Written problem: Copy every record exactly, and keep the pictures out.

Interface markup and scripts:
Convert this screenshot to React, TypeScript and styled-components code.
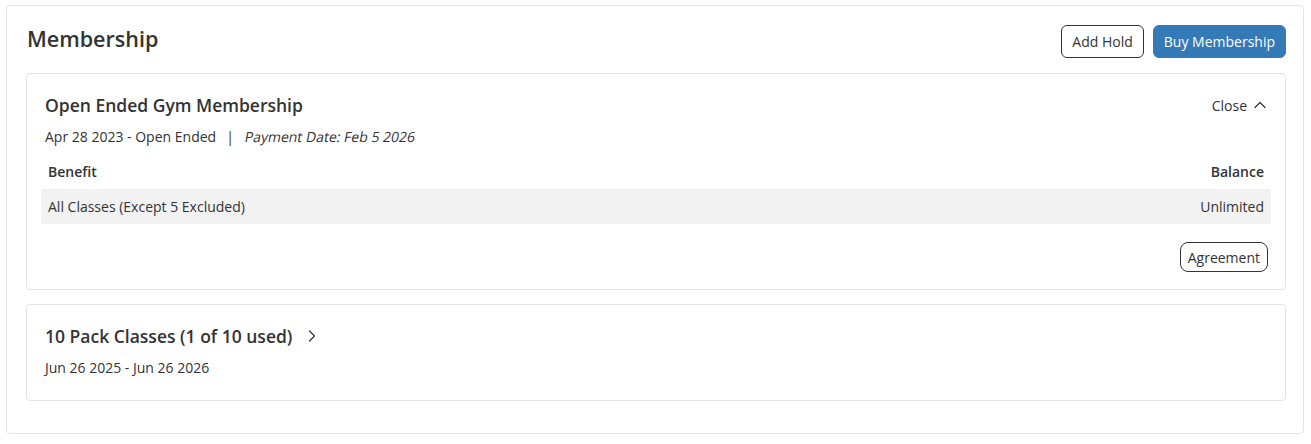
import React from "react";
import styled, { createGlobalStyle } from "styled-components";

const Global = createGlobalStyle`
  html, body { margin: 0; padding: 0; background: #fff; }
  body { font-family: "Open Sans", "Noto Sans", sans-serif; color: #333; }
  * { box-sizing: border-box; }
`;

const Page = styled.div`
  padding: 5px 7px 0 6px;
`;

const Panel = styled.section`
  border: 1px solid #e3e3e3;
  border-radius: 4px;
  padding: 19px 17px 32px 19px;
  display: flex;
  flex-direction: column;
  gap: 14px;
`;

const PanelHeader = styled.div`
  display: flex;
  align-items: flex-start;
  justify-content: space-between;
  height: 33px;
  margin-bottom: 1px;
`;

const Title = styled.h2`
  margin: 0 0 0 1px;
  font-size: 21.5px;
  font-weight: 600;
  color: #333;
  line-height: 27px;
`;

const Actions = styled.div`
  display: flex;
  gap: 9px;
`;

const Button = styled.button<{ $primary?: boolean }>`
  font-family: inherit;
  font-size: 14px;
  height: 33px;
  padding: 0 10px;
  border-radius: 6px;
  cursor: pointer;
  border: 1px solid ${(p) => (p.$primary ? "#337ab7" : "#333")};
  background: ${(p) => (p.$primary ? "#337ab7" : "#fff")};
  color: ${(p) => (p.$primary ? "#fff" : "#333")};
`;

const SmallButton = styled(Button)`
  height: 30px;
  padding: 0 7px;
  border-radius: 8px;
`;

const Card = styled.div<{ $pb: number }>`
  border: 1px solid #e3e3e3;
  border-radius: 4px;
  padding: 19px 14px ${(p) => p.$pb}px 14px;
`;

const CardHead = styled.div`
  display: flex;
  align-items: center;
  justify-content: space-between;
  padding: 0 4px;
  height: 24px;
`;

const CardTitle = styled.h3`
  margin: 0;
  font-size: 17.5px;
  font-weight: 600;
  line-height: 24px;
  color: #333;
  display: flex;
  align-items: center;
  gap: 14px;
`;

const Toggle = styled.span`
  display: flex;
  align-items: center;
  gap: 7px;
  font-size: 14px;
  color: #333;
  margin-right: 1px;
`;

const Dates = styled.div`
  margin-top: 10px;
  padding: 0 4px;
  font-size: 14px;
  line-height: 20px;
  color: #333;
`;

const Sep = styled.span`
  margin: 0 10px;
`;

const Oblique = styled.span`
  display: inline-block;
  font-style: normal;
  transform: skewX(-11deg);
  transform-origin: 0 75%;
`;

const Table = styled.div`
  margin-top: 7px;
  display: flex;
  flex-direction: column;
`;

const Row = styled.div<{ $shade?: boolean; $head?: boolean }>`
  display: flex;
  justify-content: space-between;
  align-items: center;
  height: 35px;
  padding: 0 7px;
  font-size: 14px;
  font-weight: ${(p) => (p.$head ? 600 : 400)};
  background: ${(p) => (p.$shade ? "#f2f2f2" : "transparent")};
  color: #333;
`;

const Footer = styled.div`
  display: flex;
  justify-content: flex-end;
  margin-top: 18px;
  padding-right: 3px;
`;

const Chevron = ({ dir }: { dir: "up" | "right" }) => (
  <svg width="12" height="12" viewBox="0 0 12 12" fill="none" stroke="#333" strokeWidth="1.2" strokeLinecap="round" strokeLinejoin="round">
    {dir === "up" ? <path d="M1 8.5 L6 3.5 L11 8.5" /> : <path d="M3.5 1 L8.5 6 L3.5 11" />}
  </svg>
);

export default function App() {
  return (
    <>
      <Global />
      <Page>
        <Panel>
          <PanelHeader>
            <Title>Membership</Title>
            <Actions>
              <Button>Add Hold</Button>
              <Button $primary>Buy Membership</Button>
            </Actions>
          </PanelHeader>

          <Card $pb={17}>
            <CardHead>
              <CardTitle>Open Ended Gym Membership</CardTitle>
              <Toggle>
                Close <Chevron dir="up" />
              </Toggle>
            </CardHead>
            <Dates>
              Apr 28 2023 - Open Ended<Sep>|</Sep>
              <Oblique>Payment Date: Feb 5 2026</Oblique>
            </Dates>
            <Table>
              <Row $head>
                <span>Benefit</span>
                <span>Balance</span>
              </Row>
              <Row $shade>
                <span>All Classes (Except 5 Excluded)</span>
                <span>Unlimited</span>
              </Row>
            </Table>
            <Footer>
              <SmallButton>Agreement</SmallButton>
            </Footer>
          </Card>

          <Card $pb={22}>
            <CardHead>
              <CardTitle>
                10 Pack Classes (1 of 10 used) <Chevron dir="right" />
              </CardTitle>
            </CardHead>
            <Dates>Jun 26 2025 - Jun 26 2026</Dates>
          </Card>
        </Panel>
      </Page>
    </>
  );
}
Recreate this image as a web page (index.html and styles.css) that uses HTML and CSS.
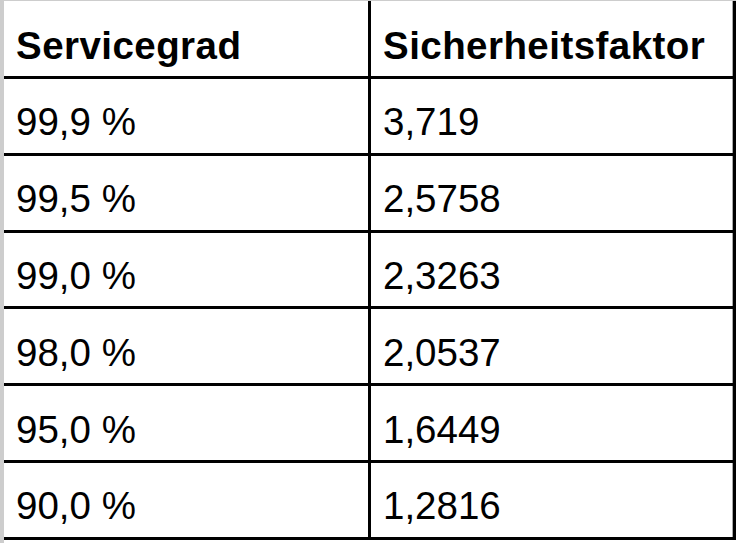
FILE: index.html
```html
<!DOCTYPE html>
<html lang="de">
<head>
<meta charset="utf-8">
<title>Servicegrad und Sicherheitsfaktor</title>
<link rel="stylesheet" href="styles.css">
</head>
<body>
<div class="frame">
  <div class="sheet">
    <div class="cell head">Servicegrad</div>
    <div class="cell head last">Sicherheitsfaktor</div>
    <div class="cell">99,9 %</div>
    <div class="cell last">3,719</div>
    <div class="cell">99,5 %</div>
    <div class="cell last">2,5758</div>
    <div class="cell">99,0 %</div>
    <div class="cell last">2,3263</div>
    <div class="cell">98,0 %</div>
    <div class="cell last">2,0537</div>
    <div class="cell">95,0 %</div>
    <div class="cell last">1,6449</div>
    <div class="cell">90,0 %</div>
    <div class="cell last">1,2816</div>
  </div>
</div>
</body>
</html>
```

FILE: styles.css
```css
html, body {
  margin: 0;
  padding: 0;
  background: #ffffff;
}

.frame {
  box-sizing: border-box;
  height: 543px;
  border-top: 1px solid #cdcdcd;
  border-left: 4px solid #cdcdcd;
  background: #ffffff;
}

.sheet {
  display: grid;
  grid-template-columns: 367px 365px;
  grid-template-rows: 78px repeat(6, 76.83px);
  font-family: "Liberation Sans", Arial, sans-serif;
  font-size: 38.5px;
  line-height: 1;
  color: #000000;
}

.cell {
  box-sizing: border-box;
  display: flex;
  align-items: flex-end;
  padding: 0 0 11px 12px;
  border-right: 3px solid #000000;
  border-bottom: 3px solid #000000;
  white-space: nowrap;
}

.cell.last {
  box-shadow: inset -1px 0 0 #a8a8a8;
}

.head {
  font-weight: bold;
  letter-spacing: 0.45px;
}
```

Solution below:
Convert this screenshot to React, TypeScript and styled-components code.
import React from "react";
import styled, { createGlobalStyle } from "styled-components";

const Global = createGlobalStyle`
  html, body { margin: 0; padding: 0; background: #fff; }
  body { font-family: "Open Sans", "Noto Sans", sans-serif; color: #333; }
  * { box-sizing: border-box; }
`;

const Page = styled.div`
  padding: 5px 7px 0 6px;
`;

const Panel = styled.section`
  border: 1px solid #e3e3e3;
  border-radius: 4px;
  padding: 19px 17px 32px 19px;
  display: flex;
  flex-direction: column;
  gap: 14px;
`;

const PanelHeader = styled.div`
  display: flex;
  align-items: flex-start;
  justify-content: space-between;
  height: 33px;
  margin-bottom: 1px;
`;

const Title = styled.h2`
  margin: 0 0 0 1px;
  font-size: 21.5px;
  font-weight: 600;
  color: #333;
  line-height: 27px;
`;

const Actions = styled.div`
  display: flex;
  gap: 9px;
`;

const Button = styled.button<{ $primary?: boolean }>`
  font-family: inherit;
  font-size: 14px;
  height: 33px;
  padding: 0 10px;
  border-radius: 6px;
  cursor: pointer;
  border: 1px solid ${(p) => (p.$primary ? "#337ab7" : "#333")};
  background: ${(p) => (p.$primary ? "#337ab7" : "#fff")};
  color: ${(p) => (p.$primary ? "#fff" : "#333")};
`;

const SmallButton = styled(Button)`
  height: 30px;
  padding: 0 7px;
  border-radius: 8px;
`;

const Card = styled.div<{ $pb: number }>`
  border: 1px solid #e3e3e3;
  border-radius: 4px;
  padding: 19px 14px ${(p) => p.$pb}px 14px;
`;

const CardHead = styled.div`
  display: flex;
  align-items: center;
  justify-content: space-between;
  padding: 0 4px;
  height: 24px;
`;

const CardTitle = styled.h3`
  margin: 0;
  font-size: 17.5px;
  font-weight: 600;
  line-height: 24px;
  color: #333;
  display: flex;
  align-items: center;
  gap: 14px;
`;

const Toggle = styled.span`
  display: flex;
  align-items: center;
  gap: 7px;
  font-size: 14px;
  color: #333;
  margin-right: 1px;
`;

const Dates = styled.div`
  margin-top: 10px;
  padding: 0 4px;
  font-size: 14px;
  line-height: 20px;
  color: #333;
`;

const Sep = styled.span`
  margin: 0 10px;
`;

const Oblique = styled.span`
  display: inline-block;
  font-style: normal;
  transform: skewX(-11deg);
  transform-origin: 0 75%;
`;

const Table = styled.div`
  margin-top: 7px;
  display: flex;
  flex-direction: column;
`;

const Row = styled.div<{ $shade?: boolean; $head?: boolean }>`
  display: flex;
  justify-content: space-between;
  align-items: center;
  height: 35px;
  padding: 0 7px;
  font-size: 14px;
  font-weight: ${(p) => (p.$head ? 600 : 400)};
  background: ${(p) => (p.$shade ? "#f2f2f2" : "transparent")};
  color: #333;
`;

const Footer = styled.div`
  display: flex;
  justify-content: flex-end;
  margin-top: 18px;
  padding-right: 3px;
`;

const Chevron = ({ dir }: { dir: "up" | "right" }) => (
  <svg width="12" height="12" viewBox="0 0 12 12" fill="none" stroke="#333" strokeWidth="1.2" strokeLinecap="round" strokeLinejoin="round">
    {dir === "up" ? <path d="M1 8.5 L6 3.5 L11 8.5" /> : <path d="M3.5 1 L8.5 6 L3.5 11" />}
  </svg>
);

export default function App() {
  return (
    <>
      <Global />
      <Page>
        <Panel>
          <PanelHeader>
            <Title>Membership</Title>
            <Actions>
              <Button>Add Hold</Button>
              <Button $primary>Buy Membership</Button>
            </Actions>
          </PanelHeader>

          <Card $pb={17}>
            <CardHead>
              <CardTitle>Open Ended Gym Membership</CardTitle>
              <Toggle>
                Close <Chevron dir="up" />
              </Toggle>
            </CardHead>
            <Dates>
              Apr 28 2023 - Open Ended<Sep>|</Sep>
              <Oblique>Payment Date: Feb 5 2026</Oblique>
            </Dates>
            <Table>
              <Row $head>
                <span>Benefit</span>
                <span>Balance</span>
              </Row>
              <Row $shade>
                <span>All Classes (Except 5 Excluded)</span>
                <span>Unlimited</span>
              </Row>
            </Table>
            <Footer>
              <SmallButton>Agreement</SmallButton>
            </Footer>
          </Card>

          <Card $pb={22}>
            <CardHead>
              <CardTitle>
                10 Pack Classes (1 of 10 used) <Chevron dir="right" />
              </CardTitle>
            </CardHead>
            <Dates>Jun 26 2025 - Jun 26 2026</Dates>
          </Card>
        </Panel>
      </Page>
    </>
  );
}
Recreate this image as a web page (index.html and styles.css) that uses HTML and CSS.
FILE: index.html
```html
<!DOCTYPE html>
<html lang="de">
<head>
<meta charset="utf-8">
<title>Servicegrad und Sicherheitsfaktor</title>
<link rel="stylesheet" href="styles.css">
</head>
<body>
<div class="frame">
  <div class="sheet">
    <div class="cell head">Servicegrad</div>
    <div class="cell head last">Sicherheitsfaktor</div>
    <div class="cell">99,9 %</div>
    <div class="cell last">3,719</div>
    <div class="cell">99,5 %</div>
    <div class="cell last">2,5758</div>
    <div class="cell">99,0 %</div>
    <div class="cell last">2,3263</div>
    <div class="cell">98,0 %</div>
    <div class="cell last">2,0537</div>
    <div class="cell">95,0 %</div>
    <div class="cell last">1,6449</div>
    <div class="cell">90,0 %</div>
    <div class="cell last">1,2816</div>
  </div>
</div>
</body>
</html>
```

FILE: styles.css
```css
html, body {
  margin: 0;
  padding: 0;
  background: #ffffff;
}

.frame {
  box-sizing: border-box;
  height: 543px;
  border-top: 1px solid #cdcdcd;
  border-left: 4px solid #cdcdcd;
  background: #ffffff;
}

.sheet {
  display: grid;
  grid-template-columns: 367px 365px;
  grid-template-rows: 78px repeat(6, 76.83px);
  font-family: "Liberation Sans", Arial, sans-serif;
  font-size: 38.5px;
  line-height: 1;
  color: #000000;
}

.cell {
  box-sizing: border-box;
  display: flex;
  align-items: flex-end;
  padding: 0 0 11px 12px;
  border-right: 3px solid #000000;
  border-bottom: 3px solid #000000;
  white-space: nowrap;
}

.cell.last {
  box-shadow: inset -1px 0 0 #a8a8a8;
}

.head {
  font-weight: bold;
  letter-spacing: 0.45px;
}
```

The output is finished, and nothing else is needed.